Records provided:
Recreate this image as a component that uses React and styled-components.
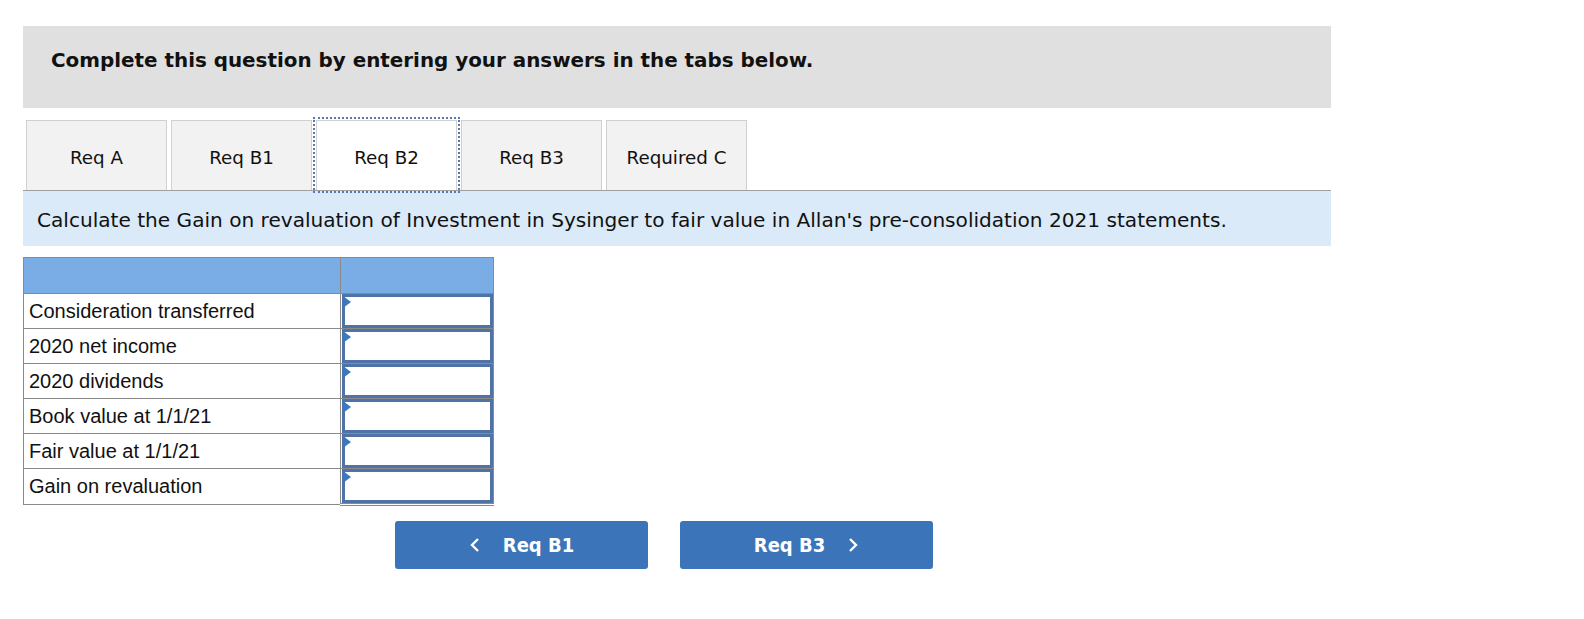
import React from "react";
import styled, { createGlobalStyle } from "styled-components";

const GlobalStyle = createGlobalStyle`
  body {
    margin: 0;
    background: #fff;
    font-family: "DejaVu Sans", Verdana, sans-serif;
  }
`;

const Page = styled.div`
  width: 1308px;
  padding: 26px 0 0 23px;
`;

const Banner = styled.div`
  height: 82px;
  box-sizing: border-box;
  padding: 23px 28px 0;
  background: #e0e0e0;
  font-weight: bold;
  font-size: 19.9px;
  color: #111;
`;

const TabBar = styled.div`
  display: flex;
  gap: 4px;
  margin-top: 12px;
  padding-left: 3px;
  border-bottom: 1px solid #a0a0a0;
`;

const Tab = styled.div`
  width: 141px;
  height: 70px;
  box-sizing: border-box;
  display: flex;
  align-items: center;
  justify-content: center;
  padding-top: ${(p) => (p.$active ? 3 : 4)}px;
  font-size: 18.3px;
  color: #111;
  background: ${(p) => (p.$active ? "#fff" : "#f2f2f2")};
  border: 1px solid #d0d0d0;
  border-bottom: none;
  ${(p) =>
    p.$active &&
    `
    outline: 2px dotted #5a78b0;
    outline-offset: 1px;
  `}
`;

const Instruction = styled.div`
  height: 55px;
  box-sizing: border-box;
  display: flex;
  align-items: center;
  padding: 2px 0 0 14px;
  background: #dbeaf8;
  font-size: 20.1px;
  color: #111;
  white-space: nowrap;
`;

const Table = styled.table`
  margin-top: 11px;
  border-collapse: collapse;
  font-family: "Liberation Sans", Arial, sans-serif;
  font-size: 20px;
  color: #111;
`;

const HeadCell = styled.th`
  height: 35px;
  padding: 0;
  width: ${(p) => p.$w}px;
  background: #7aade5;
  border: 1px solid #8a8a8a;
`;

const LabelCell = styled.td`
  height: 34px;
  padding: 0 5px;
  border: 1px solid #8a8a8a;
  white-space: nowrap;
`;

const InputCell = styled.td`
  padding: 0;
  border: 1px solid #8a8a8a;
  ${(p) => p.$last && `border-bottom: 3px double #8a8a8a;`}
`;

const InputBox = styled.div`
  position: relative;
  height: 34px;
  box-sizing: border-box;
  border: 3px solid #4f73a6;
  margin-left: 1px;
  background: #fff;
  &::before {
    content: "";
    position: absolute;
    left: -2px;
    top: -1px;
    border-top: 6px solid transparent;
    border-bottom: 6px solid transparent;
    border-left: 8px solid #3b78c2;
  }
`;

const NavRow = styled.div`
  display: flex;
  gap: 32px;
  margin-top: 15px;
  padding-left: 372px;
`;

const NavButton = styled.button`
  width: 253px;
  height: 48px;
  border: none;
  border-radius: 3px;
  background: #3b74b9;
  color: #fff;
  font-family: "DejaVu Sans Condensed", "DejaVu Sans", sans-serif;
  font-weight: bold;
  font-size: 20px;
  display: flex;
  align-items: center;
  justify-content: center;
  gap: 22px;
  cursor: pointer;
`;

const Chevron = styled.svg`
  width: 12px;
  height: 16px;
`;

const rows = [
  "Consideration transferred",
  "2020 net income",
  "2020 dividends",
  "Book value at 1/1/21",
  "Fair value at 1/1/21",
  "Gain on revaluation",
];

const tabs = ["Req A", "Req B1", "Req B2", "Req B3", "Required C"];

export default function App() {
  return (
    <>
      <GlobalStyle />
      <Page>
        <Banner>Complete this question by entering your answers in the tabs below.</Banner>
        <TabBar>
          {tabs.map((t) => (
            <Tab key={t} $active={t === "Req B2"}>
              {t}
            </Tab>
          ))}
        </TabBar>
        <Instruction>
          Calculate the Gain on revaluation of Investment in Sysinger to fair value in Allan's
          pre-consolidation 2021 statements.
        </Instruction>
        <Table>
          <thead>
            <tr>
              <HeadCell $w={316} />
              <HeadCell $w={152} />
            </tr>
          </thead>
          <tbody>
            {rows.map((r, i) => (
              <tr key={r}>
                <LabelCell>{r}</LabelCell>
                <InputCell $last={i === rows.length - 1}>
                  <InputBox />
                </InputCell>
              </tr>
            ))}
          </tbody>
        </Table>
        <NavRow>
          <NavButton>
            <Chevron viewBox="0 0 12 16">
              <path d="M9 2 L3 8 L9 14" fill="none" stroke="#fff" strokeWidth="2.4" />
            </Chevron>
            Req B1
          </NavButton>
          <NavButton>
            Req B3
            <Chevron viewBox="0 0 12 16">
              <path d="M3 2 L9 8 L3 14" fill="none" stroke="#fff" strokeWidth="2.4" />
            </Chevron>
          </NavButton>
        </NavRow>
      </Page>
    </>
  );
}
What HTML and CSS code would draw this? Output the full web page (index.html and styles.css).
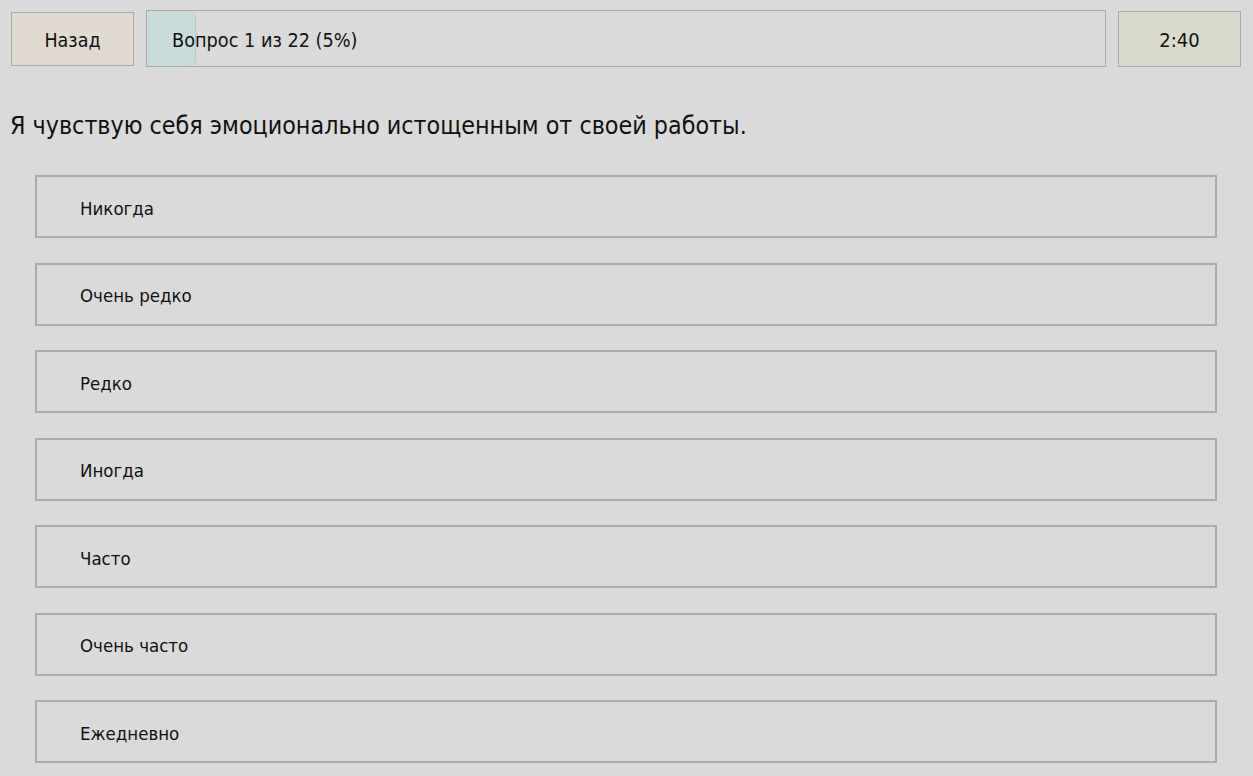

What you need to do:
Retype each record exactly as it stands, but do not include the pictures.

Completed task:
Recreate this image as a component that uses React and styled-components.
import React from "react";
import styled, { createGlobalStyle } from "styled-components";

const GlobalStyle = createGlobalStyle`
  body {
    margin: 0;
    background: #fff;
    font-family: "DejaVu Sans", Verdana, sans-serif;
  }
`;

const Page = styled.div`
  width: 1308px;
  padding: 26px 0 0 23px;
`;

const Banner = styled.div`
  height: 82px;
  box-sizing: border-box;
  padding: 23px 28px 0;
  background: #e0e0e0;
  font-weight: bold;
  font-size: 19.9px;
  color: #111;
`;

const TabBar = styled.div`
  display: flex;
  gap: 4px;
  margin-top: 12px;
  padding-left: 3px;
  border-bottom: 1px solid #a0a0a0;
`;

const Tab = styled.div`
  width: 141px;
  height: 70px;
  box-sizing: border-box;
  display: flex;
  align-items: center;
  justify-content: center;
  padding-top: ${(p) => (p.$active ? 3 : 4)}px;
  font-size: 18.3px;
  color: #111;
  background: ${(p) => (p.$active ? "#fff" : "#f2f2f2")};
  border: 1px solid #d0d0d0;
  border-bottom: none;
  ${(p) =>
    p.$active &&
    `
    outline: 2px dotted #5a78b0;
    outline-offset: 1px;
  `}
`;

const Instruction = styled.div`
  height: 55px;
  box-sizing: border-box;
  display: flex;
  align-items: center;
  padding: 2px 0 0 14px;
  background: #dbeaf8;
  font-size: 20.1px;
  color: #111;
  white-space: nowrap;
`;

const Table = styled.table`
  margin-top: 11px;
  border-collapse: collapse;
  font-family: "Liberation Sans", Arial, sans-serif;
  font-size: 20px;
  color: #111;
`;

const HeadCell = styled.th`
  height: 35px;
  padding: 0;
  width: ${(p) => p.$w}px;
  background: #7aade5;
  border: 1px solid #8a8a8a;
`;

const LabelCell = styled.td`
  height: 34px;
  padding: 0 5px;
  border: 1px solid #8a8a8a;
  white-space: nowrap;
`;

const InputCell = styled.td`
  padding: 0;
  border: 1px solid #8a8a8a;
  ${(p) => p.$last && `border-bottom: 3px double #8a8a8a;`}
`;

const InputBox = styled.div`
  position: relative;
  height: 34px;
  box-sizing: border-box;
  border: 3px solid #4f73a6;
  margin-left: 1px;
  background: #fff;
  &::before {
    content: "";
    position: absolute;
    left: -2px;
    top: -1px;
    border-top: 6px solid transparent;
    border-bottom: 6px solid transparent;
    border-left: 8px solid #3b78c2;
  }
`;

const NavRow = styled.div`
  display: flex;
  gap: 32px;
  margin-top: 15px;
  padding-left: 372px;
`;

const NavButton = styled.button`
  width: 253px;
  height: 48px;
  border: none;
  border-radius: 3px;
  background: #3b74b9;
  color: #fff;
  font-family: "DejaVu Sans Condensed", "DejaVu Sans", sans-serif;
  font-weight: bold;
  font-size: 20px;
  display: flex;
  align-items: center;
  justify-content: center;
  gap: 22px;
  cursor: pointer;
`;

const Chevron = styled.svg`
  width: 12px;
  height: 16px;
`;

const rows = [
  "Consideration transferred",
  "2020 net income",
  "2020 dividends",
  "Book value at 1/1/21",
  "Fair value at 1/1/21",
  "Gain on revaluation",
];

const tabs = ["Req A", "Req B1", "Req B2", "Req B3", "Required C"];

export default function App() {
  return (
    <>
      <GlobalStyle />
      <Page>
        <Banner>Complete this question by entering your answers in the tabs below.</Banner>
        <TabBar>
          {tabs.map((t) => (
            <Tab key={t} $active={t === "Req B2"}>
              {t}
            </Tab>
          ))}
        </TabBar>
        <Instruction>
          Calculate the Gain on revaluation of Investment in Sysinger to fair value in Allan's
          pre-consolidation 2021 statements.
        </Instruction>
        <Table>
          <thead>
            <tr>
              <HeadCell $w={316} />
              <HeadCell $w={152} />
            </tr>
          </thead>
          <tbody>
            {rows.map((r, i) => (
              <tr key={r}>
                <LabelCell>{r}</LabelCell>
                <InputCell $last={i === rows.length - 1}>
                  <InputBox />
                </InputCell>
              </tr>
            ))}
          </tbody>
        </Table>
        <NavRow>
          <NavButton>
            <Chevron viewBox="0 0 12 16">
              <path d="M9 2 L3 8 L9 14" fill="none" stroke="#fff" strokeWidth="2.4" />
            </Chevron>
            Req B1
          </NavButton>
          <NavButton>
            Req B3
            <Chevron viewBox="0 0 12 16">
              <path d="M3 2 L9 8 L3 14" fill="none" stroke="#fff" strokeWidth="2.4" />
            </Chevron>
          </NavButton>
        </NavRow>
      </Page>
    </>
  );
}
What HTML and CSS code would draw this? Output the full web page (index.html and styles.css).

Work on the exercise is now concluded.